* Begin DATA SEGMENT *
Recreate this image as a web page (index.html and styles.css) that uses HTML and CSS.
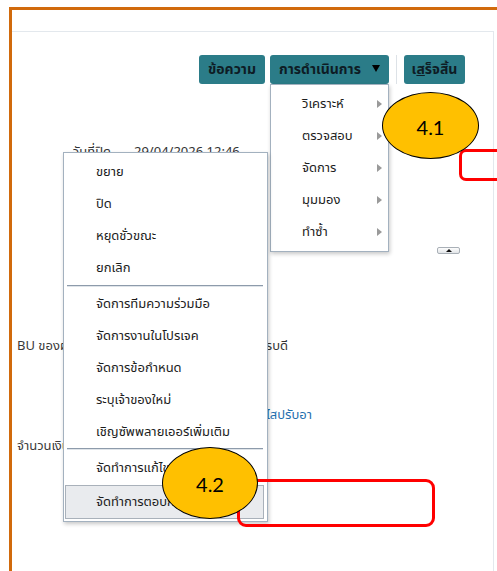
FILE: index.html
```html
<!DOCTYPE html>
<html lang="th">
<head>
<meta charset="utf-8">
<title>การดำเนินการ</title>
<link rel="stylesheet" href="styles.css">
</head>
<body>
<div class="frame">
  <div class="panel">
    <div class="toolbar">
      <button class="btn btn-msg">ข้อความ</button>
      <button class="btn btn-actions">การดำเนินการ <span class="caret"></span></button>
      <span class="tb-sep"></span>
      <button class="btn btn-done">เ<u>ส</u>ร็จสิ้น</button>
    </div>
    <div class="form">
      <div class="row row-close"><span class="label">วันที่ปิด</span><span class="value">29/04/2026 12:46</span></div>
      <div class="row-tools"><span class="mini-btn"><span class="mini-up"></span></span></div>
      <div class="row row-bu"><span class="label">BU ของผู้ร้องขอซื้อ</span><span class="value value-bu">บริษัท ครบดี</span></div>
      <div class="row row-link"><span class="label"></span><a class="value value-link">ไสปรับอา</a></div>
      <div class="row row-amount"><span class="label">จำนวนเงินรวมทั้งหมด</span></div>
    </div>
  </div>
</div>

<div class="menu menu-actions">
  <div class="mi">วิเคราะห์<span class="sub-arrow"></span></div>
  <div class="mi">ตรวจสอบ<span class="sub-arrow"></span></div>
  <div class="mi">จัดการ<span class="sub-arrow"></span></div>
  <div class="mi">มุมมอง<span class="sub-arrow"></span></div>
  <div class="mi">ทำซ้ำ<span class="sub-arrow"></span></div>
</div>

<div class="menu menu-sub">
  <div class="mi">ขยาย</div>
  <div class="mi">ปิด</div>
  <div class="mi">หยุดชั่วขณะ</div>
  <div class="mi">ยกเลิก</div>
  <div class="msep"></div>
  <div class="mi">จัดการทีมความร่วมมือ</div>
  <div class="mi">จัดการงานในโปรเจค</div>
  <div class="mi">จัดการข้อกำหนด</div>
  <div class="mi">ระบุเจ้าของใหม่</div>
  <div class="mi">เชิญซัพพลายเออร์เพิ่มเติม</div>
  <div class="msep msep-2"></div>
  <div class="mi mi-edit">จัดทำการแก้ไข</div>
  <div class="mi mi-hl">จัดทำการตอบกลับ</div>
</div>

<div class="redbox redbox-41"></div>
<div class="redbox redbox-42"></div>
<div class="callout callout-41">4.1</div>
<div class="callout callout-42">4.2</div>
</body>
</html>
```

FILE: styles.css
```css
html, body {
  margin: 0;
  padding: 0;
  background: #ffffff;
  overflow: hidden;
  height: 571px;
}

body {
  font-family: Tahoma, "Noto Sans Thai", Loma, Garuda, "Liberation Sans", sans-serif;
  font-size: 13px;
  color: #333333;
  position: relative;
}

.frame {
  margin: 7px 0 0 9px;
  border-top: 3px solid #d16a0c;
  border-left: 3px solid #d16a0c;
  height: 561px;
}

.panel {
  margin: 21px 3px 0 0;
  border-top: 1px solid #e3e8ed;
  border-right: 1px solid #e3e8ed;
  height: 539px;
}

.toolbar {
  display: flex;
  justify-content: flex-end;
  align-items: center;
  padding: 23px 28px 0 0;
}

.btn {
  height: 29px;
  border: none;
  border-radius: 3px;
  background: #2b7c88;
  color: #0e1c25;
  font-family: inherit;
  font-size: 14px;
  font-weight: bold;
  padding: 0;
  display: flex;
  align-items: center;
  justify-content: center;
}

.btn-msg { width: 66px; margin-right: 5px; }
.btn-actions { width: 119px; gap: 11px; }
.btn-done { width: 61px; }

.caret {
  width: 0;
  height: 0;
  border-left: 4.5px solid transparent;
  border-right: 4.5px solid transparent;
  border-top: 7px solid #000000;
  margin-top: -2px;
}

.tb-sep {
  width: 1px;
  height: 29px;
  background: #dde2e7;
  margin: 0 7px;
}

.form {
  padding-left: 5px;
}

.row {
  display: flex;
  gap: 16px;
  line-height: 20px;
  white-space: nowrap;
}

.label {
  width: 101px;
  flex: none;
  text-align: right;
}

.row-close .label { width: 94px; }
.row-close { gap: 23px; }

.value { flex: none; }

.row-close { margin-top: 58px; }
.row-bu { margin-top: 82px; }
.row-link { margin-top: 49px; }
.row-amount { margin-top: 11px; }

.row-bu .label, .row-amount .label { color: #3a3a3a; }

.value-bu {
  width: 154px;
  text-align: right;
}

.value-link {
  width: 178px;
  text-align: right;
  color: #1f6fae;
}

.row-tools {
  margin-top: 85px;
  display: flex;
  justify-content: flex-end;
  padding-right: 33px;
}

.mini-btn {
  width: 23px;
  height: 7px;
  box-sizing: border-box;
  border: 1px solid #a9b0b7;
  border-radius: 2px;
  background: linear-gradient(#fdfdfd, #e2e5e8);
  display: flex;
  justify-content: center;
  align-items: center;
}

.mini-up {
  width: 0;
  height: 0;
  border-left: 3px solid transparent;
  border-right: 3px solid transparent;
  border-bottom: 3px solid #111111;
}

/* menus */
.menu {
  position: absolute;
  box-sizing: border-box;
  background: #ffffff;
  border: 1px solid #a3b1bf;
  box-shadow: 1px 2px 4px rgba(0, 0, 0, 0.22);
  color: #1c1c1c;
  font-size: 13px;
  white-space: nowrap;
}

.mi {
  height: 32px;
  display: flex;
  align-items: center;
}

.menu-actions {
  left: 270px;
  top: 84px;
  width: 119px;
  height: 168px;
  padding: 3px 0;
  z-index: 2;
}

.menu-actions .mi {
  padding-left: 31px;
  padding-right: 6px;
  justify-content: space-between;
}

.sub-arrow {
  width: 0;
  height: 0;
  border-top: 4px solid transparent;
  border-bottom: 4px solid transparent;
  border-left: 5px solid #9a9a9a;
}

.menu-sub {
  left: 63px;
  top: 152px;
  width: 205px;
  height: 370px;
  padding: 3px 0 2px;
  z-index: 2;
}

.menu-sub .mi {
  padding-left: 32px;
}

.msep {
  height: 0;
  margin: 1px 4px 1px 3px;
  border-top: 1px solid #8d9bab;
  border-bottom: 1px solid #dfe4e9;
}

.msep-2 {
  margin-top: 0;
  margin-bottom: 1px;
}

.menu-sub .mi-edit {
  height: 33px;
  margin-bottom: 1px;
}

.menu-sub .mi-hl {
  height: 34px;
  box-sizing: border-box;
  margin: 0 3px 0 1px;
  padding-left: 30px;
  background: #e9ebee;
  border: 1px solid #a9b1ba;
}

/* annotations */
.redbox {
  position: absolute;
  box-sizing: border-box;
  border: 3px solid #ff0000;
  z-index: 3;
}

.redbox-41 {
  left: 459px;
  top: 149px;
  width: 60px;
  height: 32px;
  border-radius: 7px;
}

.redbox-42 {
  left: 237px;
  top: 479px;
  width: 198px;
  height: 48px;
  border-radius: 9px;
}

.callout {
  position: absolute;
  box-sizing: border-box;
  border: 1.5px solid #000000;
  border-radius: 50%;
  background: #ffc000;
  color: #000000;
  font-family: Lato, "Liberation Sans", sans-serif;
  font-size: 20px;
  display: flex;
  align-items: center;
  justify-content: center;
  padding-top: 2px;
  z-index: 4;
}

.callout-41 {
  left: 382px;
  top: 92px;
  width: 97px;
  height: 67px;
}

.callout-42 {
  left: 162px;
  top: 447px;
  width: 96px;
  height: 72px;
}
```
* End DATA SEGMENT *
§ WHAT THE EXERCISE ASKS:
Copy the data character for character, but drop all pictures from the copy.

§ CORRECT RESPONSE:
Recreate this image as a web page (index.html and styles.css) that uses HTML and CSS.
FILE: index.html
```html
<!DOCTYPE html>
<html lang="th">
<head>
<meta charset="utf-8">
<title>การดำเนินการ</title>
<link rel="stylesheet" href="styles.css">
</head>
<body>
<div class="frame">
  <div class="panel">
    <div class="toolbar">
      <button class="btn btn-msg">ข้อความ</button>
      <button class="btn btn-actions">การดำเนินการ <span class="caret"></span></button>
      <span class="tb-sep"></span>
      <button class="btn btn-done">เ<u>ส</u>ร็จสิ้น</button>
    </div>
    <div class="form">
      <div class="row row-close"><span class="label">วันที่ปิด</span><span class="value">29/04/2026 12:46</span></div>
      <div class="row-tools"><span class="mini-btn"><span class="mini-up"></span></span></div>
      <div class="row row-bu"><span class="label">BU ของผู้ร้องขอซื้อ</span><span class="value value-bu">บริษัท ครบดี</span></div>
      <div class="row row-link"><span class="label"></span><a class="value value-link">ไสปรับอา</a></div>
      <div class="row row-amount"><span class="label">จำนวนเงินรวมทั้งหมด</span></div>
    </div>
  </div>
</div>

<div class="menu menu-actions">
  <div class="mi">วิเคราะห์<span class="sub-arrow"></span></div>
  <div class="mi">ตรวจสอบ<span class="sub-arrow"></span></div>
  <div class="mi">จัดการ<span class="sub-arrow"></span></div>
  <div class="mi">มุมมอง<span class="sub-arrow"></span></div>
  <div class="mi">ทำซ้ำ<span class="sub-arrow"></span></div>
</div>

<div class="menu menu-sub">
  <div class="mi">ขยาย</div>
  <div class="mi">ปิด</div>
  <div class="mi">หยุดชั่วขณะ</div>
  <div class="mi">ยกเลิก</div>
  <div class="msep"></div>
  <div class="mi">จัดการทีมความร่วมมือ</div>
  <div class="mi">จัดการงานในโปรเจค</div>
  <div class="mi">จัดการข้อกำหนด</div>
  <div class="mi">ระบุเจ้าของใหม่</div>
  <div class="mi">เชิญซัพพลายเออร์เพิ่มเติม</div>
  <div class="msep msep-2"></div>
  <div class="mi mi-edit">จัดทำการแก้ไข</div>
  <div class="mi mi-hl">จัดทำการตอบกลับ</div>
</div>

<div class="redbox redbox-41"></div>
<div class="redbox redbox-42"></div>
<div class="callout callout-41">4.1</div>
<div class="callout callout-42">4.2</div>
</body>
</html>
```

FILE: styles.css
```css
html, body {
  margin: 0;
  padding: 0;
  background: #ffffff;
  overflow: hidden;
  height: 571px;
}

body {
  font-family: Tahoma, "Noto Sans Thai", Loma, Garuda, "Liberation Sans", sans-serif;
  font-size: 13px;
  color: #333333;
  position: relative;
}

.frame {
  margin: 7px 0 0 9px;
  border-top: 3px solid #d16a0c;
  border-left: 3px solid #d16a0c;
  height: 561px;
}

.panel {
  margin: 21px 3px 0 0;
  border-top: 1px solid #e3e8ed;
  border-right: 1px solid #e3e8ed;
  height: 539px;
}

.toolbar {
  display: flex;
  justify-content: flex-end;
  align-items: center;
  padding: 23px 28px 0 0;
}

.btn {
  height: 29px;
  border: none;
  border-radius: 3px;
  background: #2b7c88;
  color: #0e1c25;
  font-family: inherit;
  font-size: 14px;
  font-weight: bold;
  padding: 0;
  display: flex;
  align-items: center;
  justify-content: center;
}

.btn-msg { width: 66px; margin-right: 5px; }
.btn-actions { width: 119px; gap: 11px; }
.btn-done { width: 61px; }

.caret {
  width: 0;
  height: 0;
  border-left: 4.5px solid transparent;
  border-right: 4.5px solid transparent;
  border-top: 7px solid #000000;
  margin-top: -2px;
}

.tb-sep {
  width: 1px;
  height: 29px;
  background: #dde2e7;
  margin: 0 7px;
}

.form {
  padding-left: 5px;
}

.row {
  display: flex;
  gap: 16px;
  line-height: 20px;
  white-space: nowrap;
}

.label {
  width: 101px;
  flex: none;
  text-align: right;
}

.row-close .label { width: 94px; }
.row-close { gap: 23px; }

.value { flex: none; }

.row-close { margin-top: 58px; }
.row-bu { margin-top: 82px; }
.row-link { margin-top: 49px; }
.row-amount { margin-top: 11px; }

.row-bu .label, .row-amount .label { color: #3a3a3a; }

.value-bu {
  width: 154px;
  text-align: right;
}

.value-link {
  width: 178px;
  text-align: right;
  color: #1f6fae;
}

.row-tools {
  margin-top: 85px;
  display: flex;
  justify-content: flex-end;
  padding-right: 33px;
}

.mini-btn {
  width: 23px;
  height: 7px;
  box-sizing: border-box;
  border: 1px solid #a9b0b7;
  border-radius: 2px;
  background: linear-gradient(#fdfdfd, #e2e5e8);
  display: flex;
  justify-content: center;
  align-items: center;
}

.mini-up {
  width: 0;
  height: 0;
  border-left: 3px solid transparent;
  border-right: 3px solid transparent;
  border-bottom: 3px solid #111111;
}

/* menus */
.menu {
  position: absolute;
  box-sizing: border-box;
  background: #ffffff;
  border: 1px solid #a3b1bf;
  box-shadow: 1px 2px 4px rgba(0, 0, 0, 0.22);
  color: #1c1c1c;
  font-size: 13px;
  white-space: nowrap;
}

.mi {
  height: 32px;
  display: flex;
  align-items: center;
}

.menu-actions {
  left: 270px;
  top: 84px;
  width: 119px;
  height: 168px;
  padding: 3px 0;
  z-index: 2;
}

.menu-actions .mi {
  padding-left: 31px;
  padding-right: 6px;
  justify-content: space-between;
}

.sub-arrow {
  width: 0;
  height: 0;
  border-top: 4px solid transparent;
  border-bottom: 4px solid transparent;
  border-left: 5px solid #9a9a9a;
}

.menu-sub {
  left: 63px;
  top: 152px;
  width: 205px;
  height: 370px;
  padding: 3px 0 2px;
  z-index: 2;
}

.menu-sub .mi {
  padding-left: 32px;
}

.msep {
  height: 0;
  margin: 1px 4px 1px 3px;
  border-top: 1px solid #8d9bab;
  border-bottom: 1px solid #dfe4e9;
}

.msep-2 {
  margin-top: 0;
  margin-bottom: 1px;
}

.menu-sub .mi-edit {
  height: 33px;
  margin-bottom: 1px;
}

.menu-sub .mi-hl {
  height: 34px;
  box-sizing: border-box;
  margin: 0 3px 0 1px;
  padding-left: 30px;
  background: #e9ebee;
  border: 1px solid #a9b1ba;
}

/* annotations */
.redbox {
  position: absolute;
  box-sizing: border-box;
  border: 3px solid #ff0000;
  z-index: 3;
}

.redbox-41 {
  left: 459px;
  top: 149px;
  width: 60px;
  height: 32px;
  border-radius: 7px;
}

.redbox-42 {
  left: 237px;
  top: 479px;
  width: 198px;
  height: 48px;
  border-radius: 9px;
}

.callout {
  position: absolute;
  box-sizing: border-box;
  border: 1.5px solid #000000;
  border-radius: 50%;
  background: #ffc000;
  color: #000000;
  font-family: Lato, "Liberation Sans", sans-serif;
  font-size: 20px;
  display: flex;
  align-items: center;
  justify-content: center;
  padding-top: 2px;
  z-index: 4;
}

.callout-41 {
  left: 382px;
  top: 92px;
  width: 97px;
  height: 67px;
}

.callout-42 {
  left: 162px;
  top: 447px;
  width: 96px;
  height: 72px;
}
```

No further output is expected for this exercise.